PROBLEM: Can you set down, exactly as they appear below, the lines from the opening of the material through the one bearing "const TABS = ['General', 'Data", minus the pictures?
=== PROVIDED DATA ===
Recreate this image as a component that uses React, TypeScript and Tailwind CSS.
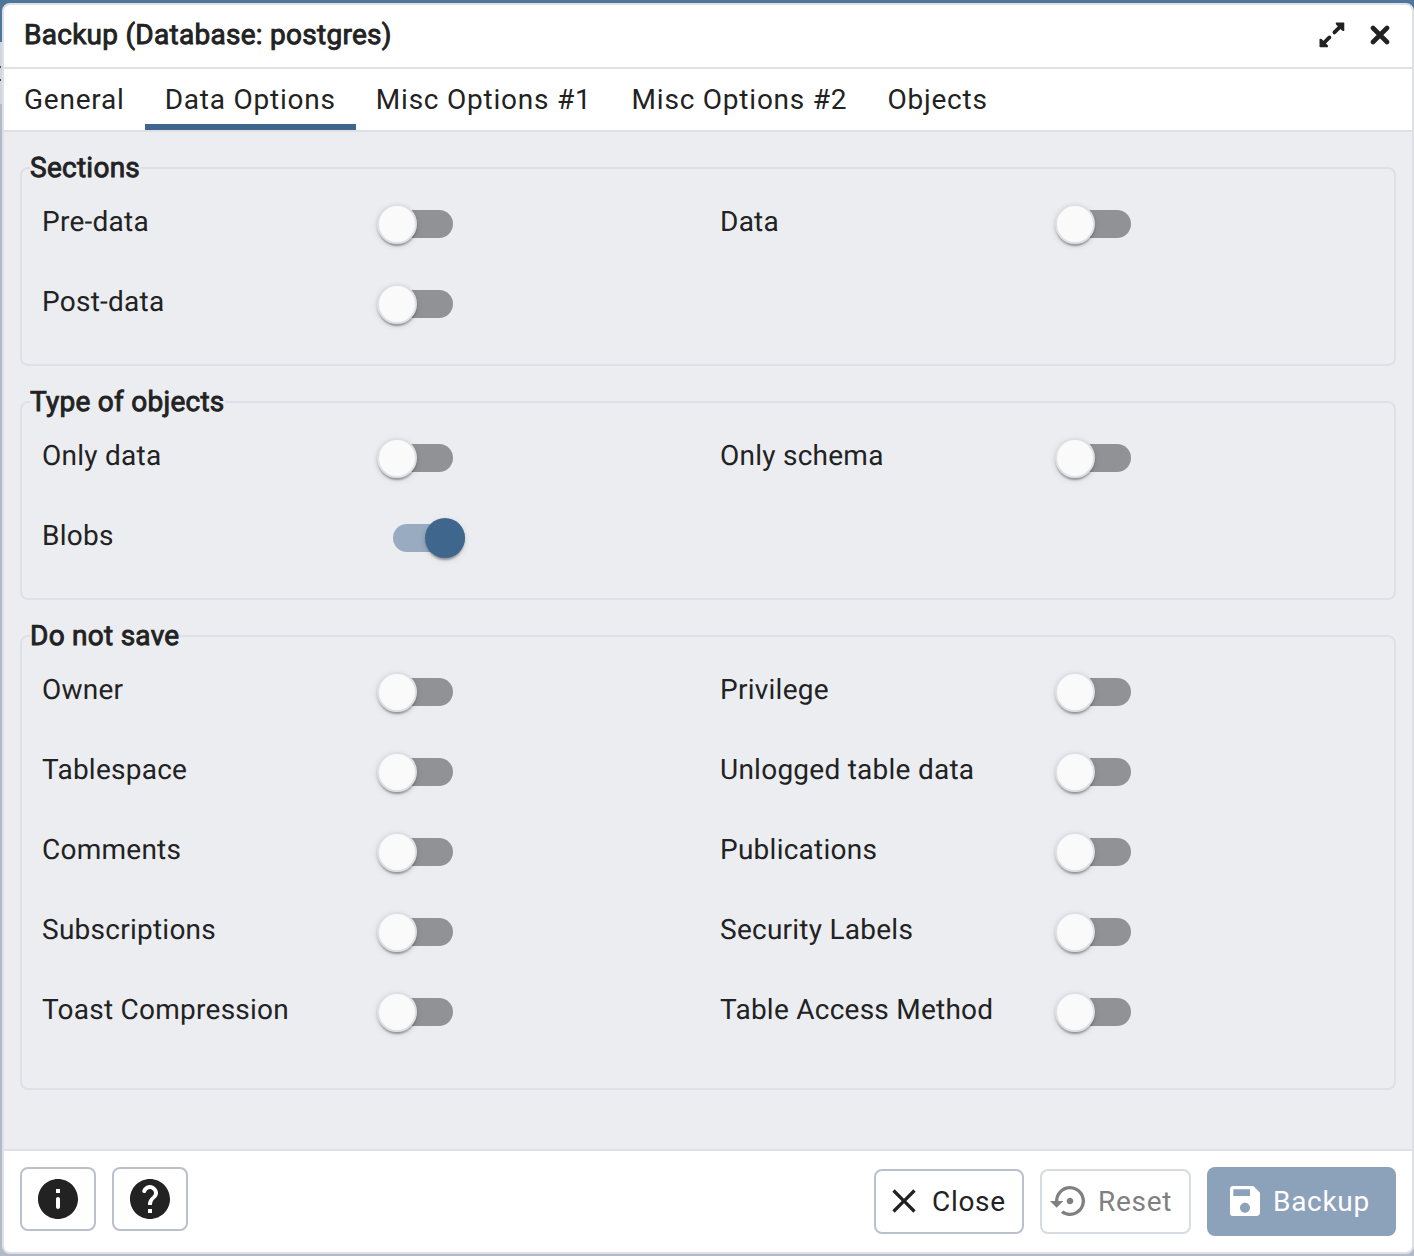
import { useState } from 'react'
import { MdClose, MdSave, MdSettingsBackupRestore } from 'react-icons/md'

const TABS = ['General', 'Data Options', 'Misc Options #1', 'Misc Options #2', 'Objects']

const GROUPS = [
  {
    title: 'Sections',
    className: 'h-[199px]',
    fields: ['Pre-data', 'Data', 'Post-data'],
  },
  {
    title: 'Type of objects',
    className: 'h-[199px]',
    fields: ['Only data', 'Only schema', 'Blobs'],
  },
  {
    title: 'Do not save',
    className: 'h-[455px]',
    fields: [
      'Owner',
      'Privilege',
      'Tablespace',
      'Unlogged table data',
      'Comments',
      'Publications',
      'Subscriptions',
      'Security Labels',
      'Toast Compression',
      'Table Access Method',
    ],
  },
]

function ExpandIcon() {
  return (
    <svg viewBox="0 0 26 26" className="size-[26px]" fill="currentColor" stroke="currentColor" strokeLinejoin="round">
      <path strokeWidth="1.4" d="M17.4 1.2h7.2v7.2l-1.4-.6-5.2-5.2z" />
      <path strokeWidth="1.4" d="M8.4 24.6H1.2v-7.2l1.4.6 5.2 5.2z" />
      <path strokeWidth="3.8" strokeLinecap="round" d="M22 3.8l-6.6 6.6M3.8 22l6.6-6.6" />
    </svg>
  )
}

function CrossIcon() {
  return (
    <svg viewBox="0 0 20 20" className="size-5" stroke="currentColor" strokeWidth="4.6" strokeLinecap="round">
      <path d="M3 3l14 14M17 3L3 17" />
    </svg>
  )
}

function InfoIcon() {
  return (
    <svg viewBox="0 0 24 24" className="size-12" fill="currentColor">
      <path d="M12 2C6.48 2 2 6.48 2 12s4.48 10 10 10 10-4.48 10-10S17.52 2 12 2zm0 15c-.55 0-1-.45-1-1v-4c0-.55.45-1 1-1s1 .45 1 1v4c0 .55-.45 1-1 1zm1-8h-2V7h2v2z" />
    </svg>
  )
}

function HelpIcon() {
  return (
    <svg viewBox="0 0 24 24" className="size-12" fill="currentColor">
      <path d="M12 2C6.48 2 2 6.48 2 12s4.48 10 10 10 10-4.48 10-10S17.52 2 12 2zm1 17h-2v-2h2v2zm2.07-7.75l-.9.92c-.5.51-.86.97-1.04 1.69-.08.32-.13.68-.13 1.14h-2v-.5c0-.46.08-.9.22-1.31.2-.58.53-1.1.95-1.52l1.24-1.26c.46-.44.68-1.1.55-1.8-.13-.72-.69-1.33-1.39-1.53-1.11-.31-2.14.32-2.47 1.27-.12.37-.43.65-.82.65h-.3C8.4 9 8 8.44 8.16 7.88c.43-1.47 1.68-2.59 3.23-2.83 1.52-.24 2.97.55 3.87 1.8 1.18 1.63.83 3.38-.19 4.4z" />
    </svg>
  )
}

function Switch({ label, on, onToggle }: { label: string; on: boolean; onToggle: () => void }) {
  return (
    <button
      role="switch"
      aria-checked={on}
      aria-label={label}
      onClick={onToggle}
      className={on ? 'flex items-center w-[72px] h-10 ml-4' : 'flex items-center w-[76px] h-10'}
    >
      <span
        className={
          on
            ? 'w-[72px] h-7 rounded-full bg-[#98abc1] flex items-center'
            : 'w-[72px] h-7 ml-1 rounded-full bg-[#919295] flex items-center'
        }
      >
        <span
          className={
            on
              ? 'size-10 shrink-0 ml-8 rounded-full bg-[#3f678e] shadow-[0_4px_2px_-2px_rgba(0,0,0,0.2),0_2px_2px_rgba(0,0,0,0.14),0_2px_6px_rgba(0,0,0,0.12)]'
              : 'size-10 shrink-0 -ml-1 rounded-full bg-[#fafafa] border-2 border-[#dfe0e6] shadow-[0_4px_2px_-2px_rgba(0,0,0,0.2),0_2px_2px_rgba(0,0,0,0.14),0_2px_6px_rgba(0,0,0,0.12)]'
          }
        />
      </span>
    </button>
  )
}

export default function App() {
  const [tab, setTab] = useState('Data Options')
  const [enabled, setEnabled] = useState<Record<string, boolean>>({ Blobs: true })

  return (
    <div className="w-[1414px] h-[1256px] flex bg-linear-to-b from-[#50759a] from-[42px] to-[#b2bac7] to-[42px] pt-[3px] pb-[2px] overflow-hidden font-[Roboto,sans-serif] text-[28px] leading-[42px] text-[#222222] [text-rendering:geometricPrecision]">
      {/* Sliver of the page behind the dialog */}
      <div className="w-[2px] shrink-0 pt-[39px]">
        <div className="h-[62px] bg-[#d3d6dd] pt-6">
          <div className="w-px h-[15px] border-y-2 border-[#4b4d52]" />
        </div>
      </div>
      <div className="flex-1 flex flex-col border-2 border-[#dee0e6] rounded-[8px] bg-white overflow-hidden">
        {/* Title bar */}
        <div className="h-16 shrink-0 flex items-center justify-between pl-5 pr-[22px] pb-0.5 border-b-2 border-[#dee0e6]">
          <h1 className="-mt-px [-webkit-text-stroke:0.9px_#222222] tracking-[0.27px]">Backup (Database: postgres)</h1>
          <div className="flex items-center gap-[25px]">
            <button aria-label="Maximize"><ExpandIcon /></button>
            <button aria-label="Close dialog"><CrossIcon /></button>
          </div>
        </div>

        {/* Tabs */}
        <div role="tablist" className="h-[63px] shrink-0 flex border-b-2 border-[#dee0e6] tracking-[0.78px]">
          {TABS.map((name) => (
            <button
              key={name}
              role="tab"
              aria-selected={tab === name}
              onClick={() => setTab(name)}
              className={
                tab === name
                  ? 'px-5 pt-1.5 border-b-6 border-[#3f678e] whitespace-nowrap'
                  : 'px-5 pt-1.5 border-b-6 border-transparent whitespace-nowrap'
              }
            >
              {name}
            </button>
          ))}
        </div>

        {/* Options */}
        <div className="flex-1 min-h-0 flex flex-col gap-[14px] bg-[#ebedf1] px-4 pt-[14px]">
          {GROUPS.map((group) => (
            <section key={group.title} className="flex flex-col">
              <h2 className="self-start h-[21px] -mb-[21px] z-10 ml-2 pt-px px-0.5 bg-[#ebedf1] [-webkit-text-stroke:0.9px_#222222] tracking-[0.26px]">
                <span className="block h-10 -mr-0.5 bg-[#ebedf1]">{group.title}</span>
              </h2>
              <div className={`mt-[21px] border-2 border-[#dee0e6] rounded-[8px] pt-[35px] pl-5 ${group.className}`}>
                <div className="grid grid-cols-[678px_678px] auto-rows-[80px]">
                  {group.fields.map((name) => (
                    <div key={name} className="flex items-start">
                      <span className="w-[335px] shrink-0 -mt-[3px] tracking-[0.25px]">{name}</span>
                      <Switch
                        label={name}
                        on={!!enabled[name]}
                        onToggle={() => setEnabled({ ...enabled, [name]: !enabled[name] })}
                      />
                    </div>
                  ))}
                </div>
              </div>
            </section>
          ))}
        </div>

        {/* Footer */}
        <div className="h-[103px] shrink-0 flex items-start gap-4 px-4 pt-4 border-t-2 border-[#dee0e6] tracking-[0.7px]">
          <button aria-label="Info" className="w-[76px] h-16 flex items-center justify-center border-2 border-[#bac1cd] rounded-[8px]">
            <InfoIcon />
          </button>
          <button aria-label="Help" className="w-[76px] h-16 flex items-center justify-center border-2 border-[#bac1cd] rounded-[8px]">
            <HelpIcon />
          </button>
          <div className="ml-auto flex items-center gap-4">
            <button className="w-[150px] h-[65px] pl-2 flex items-center gap-2 border-2 border-[#bac1cd] rounded-[8px]">
              <MdClose className="size-10 -mt-px" />
              Close
            </button>
            <button disabled className="w-[151px] h-[65px] pl-2 flex items-center gap-2 border-2 border-[#d7dbe2] rounded-[8px] text-[#808080]">
              <MdSettingsBackupRestore className="size-10 -mt-px" />
              Reset
            </button>
            <button disabled className="w-[189px] h-[69px] pl-[18px] flex items-center gap-2 bg-[#8ca2ba] rounded-[8px] text-white">
              <MdSave className="size-10 -mt-px" />
              Backup
            </button>
          </div>
        </div>
      </div>
    </div>
  )
}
===
EXPECTED ANSWER:
Recreate this image as a component that uses React, TypeScript and Tailwind CSS.
import { useState } from 'react'
import { MdClose, MdSave, MdSettingsBackupRestore } from 'react-icons/md'

const TABS = ['General', 'Data Options', 'Misc Options #1', 'Misc Options #2', 'Objects']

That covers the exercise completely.